Critics routinely testified during the first four days of hearings that if Bill 9 passes it would end up in years of protracted litigation that would cost the county untold money, only to end in a legal defeat for the county.

They argued that Bill 9 violates the Fifth Amendment of the U.S. Constitution mandating that government cannot “take ” property without “just compensation.”

Without going into specifics, Bissen—a former chief judge of Maui’s 2nd Circuit Court—previously told the Honolulu Star-Advertiser that Bill 9 was written to withstand court challenges, while attempts in other communities to restrict vacation rentals have failed.

Bill 9 critics frequently cited a voter-driven initiative in South Lake Tahoe, Calif., to ban vacation rentals in residential areas.

The South Lake Tahoe law was ruled unconstitutional by an El Dorado Superior Court judge in California, who ruled that it discriminated against out-of-state property owners and violated the Commerce Clause of the U.S. Constitution, according to California and Nevada media reports.

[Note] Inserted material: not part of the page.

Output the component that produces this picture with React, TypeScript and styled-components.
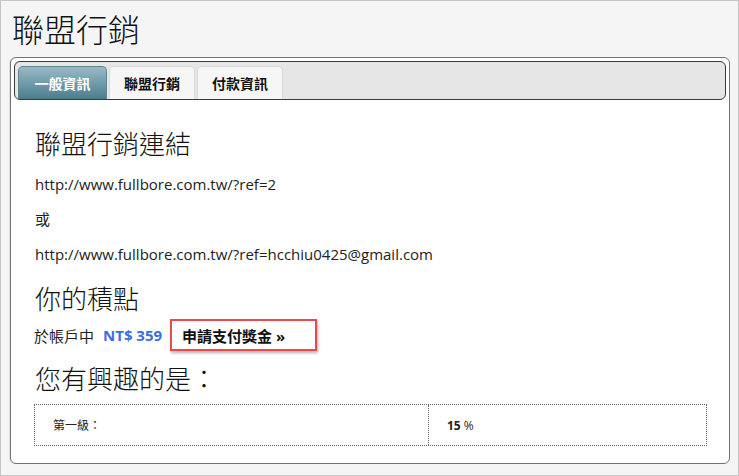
import React from "react";
import styled, { createGlobalStyle } from "styled-components";

const Global = createGlobalStyle`
  html, body { margin: 0; padding: 0; background: #f5f5f5; }
  * { box-sizing: border-box; }
`;

const CJK = `"Segoe UI", "Open Sans", "Noto Sans CJK TC", sans-serif`;

const Page = styled.div`
  width: 739px;
  height: 476px;
  border: 1px solid #c6c6c6;
  background: #f5f5f5;
  padding: 0 8px 0 9px;
  font-family: ${CJK};
  color: #222;
`;

const Title = styled.h1`
  margin: 0;
  padding: 9px 0 0 2px;
  height: 56px;
  font-size: 32px;
  font-weight: 300;
  line-height: 40px;
  color: #111;
`;

const Panel = styled.div`
  width: 720px;
  height: 407px;
  border: 1px solid #747474;
  border-radius: 6px;
  background: #fff;
  padding: 3px;
  box-shadow: -1px 0 0 #e0e0e0;
`;

const TabBar = styled.div`
  display: flex;
  gap: 2px;
  height: 39px;
  padding: 4px 3px 0;
  border: 1px solid #3a3a3a;
  border-radius: 6px;
  background: #e6e6e6;
`;

const Tab = styled.div<{ $active?: boolean }>`
  height: 33px;
  padding: 0 10px;
  display: flex;
  align-items: center;
  justify-content: center;
  font-size: 14px;
  font-weight: bold;
  border-radius: 5px 5px 0 0;
  border: 1px solid ${(p) => (p.$active ? "#5d8796" : "#d9d9d9")};
  border-bottom: none;
  color: ${(p) => (p.$active ? "#fff" : "#111")};
  background: ${(p) =>
    p.$active ? "linear-gradient(#96bbc8, #4b7c8c)" : "#f6f6f6"};
  width: ${(p) => (p.$active ? "89px" : "86px")};
`;

const Content = styled.div`
  padding: 27px 18px 0 21px;
`;

const Heading = styled.h2`
  margin: 0;
  font-size: 26px;
  font-weight: 300;
  line-height: 34px;
  color: #111;
`;

const Line = styled.p`
  margin: 0;
  font-size: 15px;
  line-height: 20px;
  color: #222;
`;

const LinkBlock = styled.div`
  display: flex;
  flex-direction: column;
  gap: 15px;
  padding: 13px 0 18px;
`;

const PointsRow = styled.div`
  display: flex;
  align-items: center;
  padding: 3px 0 11px;
  font-size: 15px;
  margin-left: -1px;
`;

const Amount = styled.b`
  color: #3a6fe0;
  margin-left: 9px;
  font-weight: bold;
`;

const PayButton = styled.span`
  margin-left: 8px;
  display: inline-flex;
  align-items: center;
  height: 32px;
  width: 147px;
  padding-left: 10px;
  border: 2px solid #e9484e;
  box-shadow: 1px 2px 3px rgba(0, 0, 0, 0.3);
  font-size: 15px;
  font-weight: bold;
  color: #111;
`;

const Table = styled.div`
  margin-top: 8px;
  margin-left: -1px;
  display: grid;
  grid-template-columns: 394px 1fr;
  width: 673px;
  height: 42px;
  border: 1px dotted #666;
`;

const Cell = styled.div<{ $first?: boolean }>`
  display: flex;
  align-items: center;
  padding-left: 18px;
  border-right: ${(p) => (p.$first ? "1px dotted #666" : "none")};
  font-size: 12px;
  color: #222;
`;

export default function App() {
  return (
    <>
      <Global />
      <Page>
        <Title>聯盟行銷</Title>
        <Panel>
          <TabBar>
            <Tab $active>一般資訊</Tab>
            <Tab>聯盟行銷</Tab>
            <Tab>付款資訊</Tab>
          </TabBar>
          <Content>
            <Heading>聯盟行銷連結</Heading>
            <LinkBlock>
              <Line>http://www.fullbore.com.tw/?ref=2</Line>
              <Line>或</Line>
              <Line>http://www.fullbore.com.tw/?ref=hcchiu0425@gmail.com</Line>
            </LinkBlock>
            <Heading>你的積點</Heading>
            <PointsRow>
              於帳戶中<Amount>NT$ 359</Amount>
              <PayButton>申請支付獎金 »</PayButton>
            </PointsRow>
            <Heading>您有興趣的是：</Heading>
            <Table>
              <Cell $first>第一級：</Cell>
              <Cell>
                <b>15</b>&nbsp;%
              </Cell>
            </Table>
          </Content>
        </Panel>
      </Page>
    </>
  );
}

The South Lake Tahoe City Council decided not to appeal.

How the Maui County Council’s Housing and Land Use Committee votes on Bill 9 likely will foreshadow what will happen when it goes before the full Council.

Bill 9 targets 6, 100 short-term vacation rentals—mostly in West and South Maui—that are on the county’s so-called Minatoya List.

In 1989, the Council tried to restrict short-term vacation rentals to land zoned for hotel use. But an opinion written by then-Deputy Corporation Counsel Richard Minatoya exempted units built before March 5, 1991.

Bill 9 would repeal the exemption for the grandfathered units on the Minatoya List.

Several owners and managers of vacation rentals on the list insisted that they were always meant for tourists, and many said they never were told by real estate agents who sold them their units that they had been grandfathered as an exemption.

Many said they had never heard of the Minatoya List until Bill 9 was introduced by Bissen last year.

Critics of Bill 9 often referred to select portions of an analysis of the potential economic effects for Maui County by the University of Hawaii Economic Research Organization, including lost property taxes and jobs, and a drop in visitor spending.

At Bill 9’s first hearing, Bissen said the county budget can absorb much of the economic hit.

He also said the UHERO report did not tell the “full story ” of Maui’s housing crisis, including the ongoing departures of local families, kupuna and critical workers such as teachers and firefighters, in addition to children being forced to grow up somewhere other than Maui.

Critics of Bill 9 ignored UHERO’s analysis that over 11, 600 Maui households—or 21 % of all households on the island—already use 30 % of their incomes to pay for housing and could afford to rent converted units because the owners would see their tax rate fall to Maui County’s lowest rate as the value of their homes continues to drop.

The pool of Maui residents already paying even more of their incomes for housing is even greater.

An additional 15, 500 Maui households use 30 % to 50 % of their incomes toward housing, according to the UHERO analysis, and could afford to rent converted vacation rentals, meaning long-term housing for a total of over 27, 100 households.

Even without a Council decision on Bill 9, short-term vacation rental owners testified that the yearlong uncertainty about what will happen to their vacation rentals has resulted in no offers from buyers, even after some said they cut sale prices in half.